Frankenweenie tells the tale of Victor Frankenstein, a young misguided child whom in his grief over the recent death of his pet dog Sparky,  turns to the world of science to help bring him back, and succeeds.  Eventually, Victor’s whole student body catches wind of his scientific breakthrough, and plunge the whole town into chaos as each student tries to put their own twist on the experiment, each trying to put in a bid to win the school’s coveted Science Fair.

Children learning to deal with loss, the morality of science, and the incompetence of adults.  None of these are motifs that are at all new to Burton’s film’s or even films in general, yet somehow Frankenweenie makes us forget this.  Each frame is in itself picturesque, a captivating and masterfully executed demonstration in stop motion.  Don’t get me wrong, the voice-over work of actors like Martin Landau (who plays a Vincent Price-ish science teacher) and Catherine O’Hara (who plays well.. everybody), are absolute highlights.  But one could conceivably mute the audio and still be just as entranced by simply staring at the visuals.  Even the snottiest of film snobs will, if even for second, to gawk and marvel at the imagery.

In many ways Frankenweenie is a return to roots for both Burton and his fans.  The film itself is a rehashing of Burton’s 1984 live action short of the same name, yet this time, he finally gets to redo it in the medium he feels it’s was meant for.  There is something very Frankenstein-esque about the way stop motion brings the inanimate to life, and like a wacky haired Gepetto, Burton seems to actually pour all his heart into his inanimate creations and infuses them with the spark of life.  This love, this personal connection, is something that I feel we haven’t seen from Burton’s film’s since Big Fish released nearly a decade ago.  It is this almost biographical sentiment that made me first fall in love with his film’s in the first place, and is one of the main reasons I loved Frankenweenie.

Ahhhh 80’s Tim Burton!!

With this film, Burton strips himself of many of the bombastic clichés that have become staples in his career.  He ditches his usual over-saturated, retinal orgasm inducing color schemes, and instead chooses to give the film a black and white sheen, making sure that everything from puppets to set pieces were constructed in grey scale.

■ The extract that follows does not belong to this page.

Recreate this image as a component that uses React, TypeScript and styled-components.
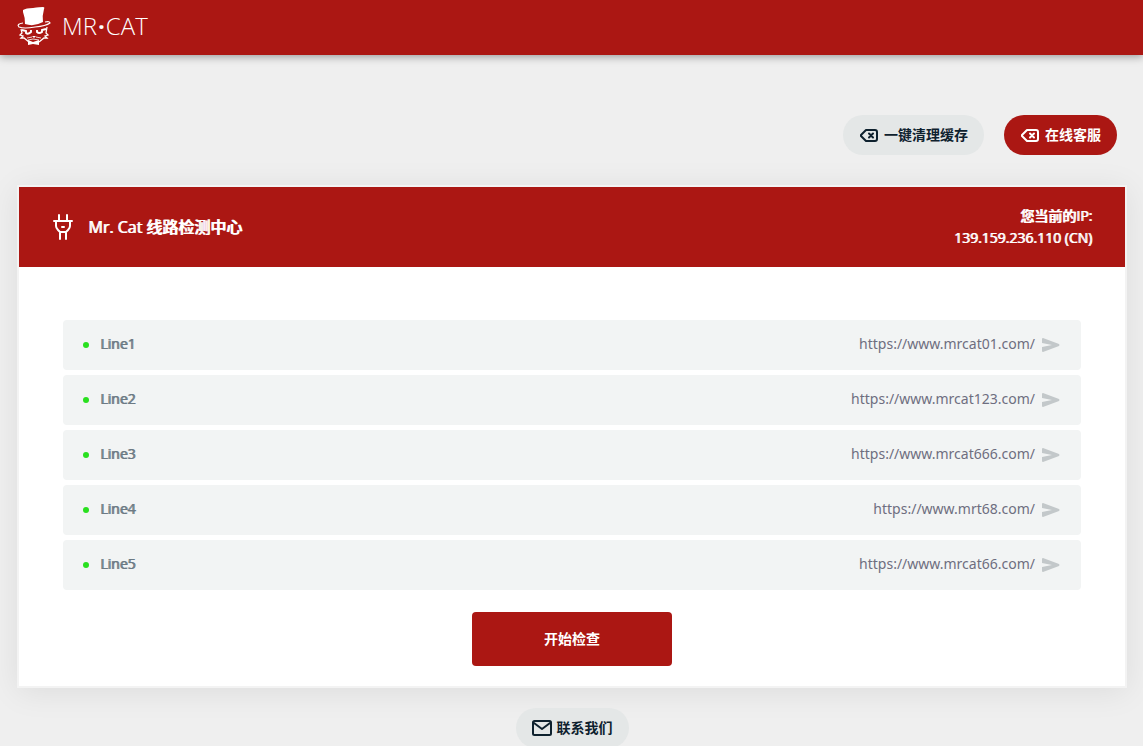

We still have the sort of quirky and sometimes questionably child-friendly dialogue and happenings that we all come to expect of him, yet this time we don’t have to deal with Johnny Depp prancing around in whatever schizophrenic typecast he’s come up with this week.  Even Danny Elfman’s score is surprisingly barely recognizable, as it for once steers away from its usual over the top hodgepodge of tuba riffs and xylophones.  It’s almost like we’ve been transported back in time and seeing a young 1982 Burton whose just pumped to have gotten Vincent made and has perhaps only sold just a few shreds of his soul to a devil dressed in a Mickey Mouse costume.  All of which is fitting considering Time Travel is the theme of this year’s Fantastic Fest’s bumper lineup.

To enjoy this film you must cast aside any preconceived notions you may have as to what a “Tim Burton Film” is supposed to be.  Forget about ‘Alice in Wonderland’, the Hot Topic generation, and countless bad relationships, and Bright Eyes songs that this man spawned by making being a tortured teen artist attractive to scores of underage women who just want to “fix things”.  Check your baggage at the door, and you will undoubtedly enjoy yourself.  If you can’t, well technically this is a kids movie anyway and all of our long-winded film critiques and sociological debates really have no place here anyway.  We’ve had our childhood, and now it’s time to either sit back and let the ones around us have theirs.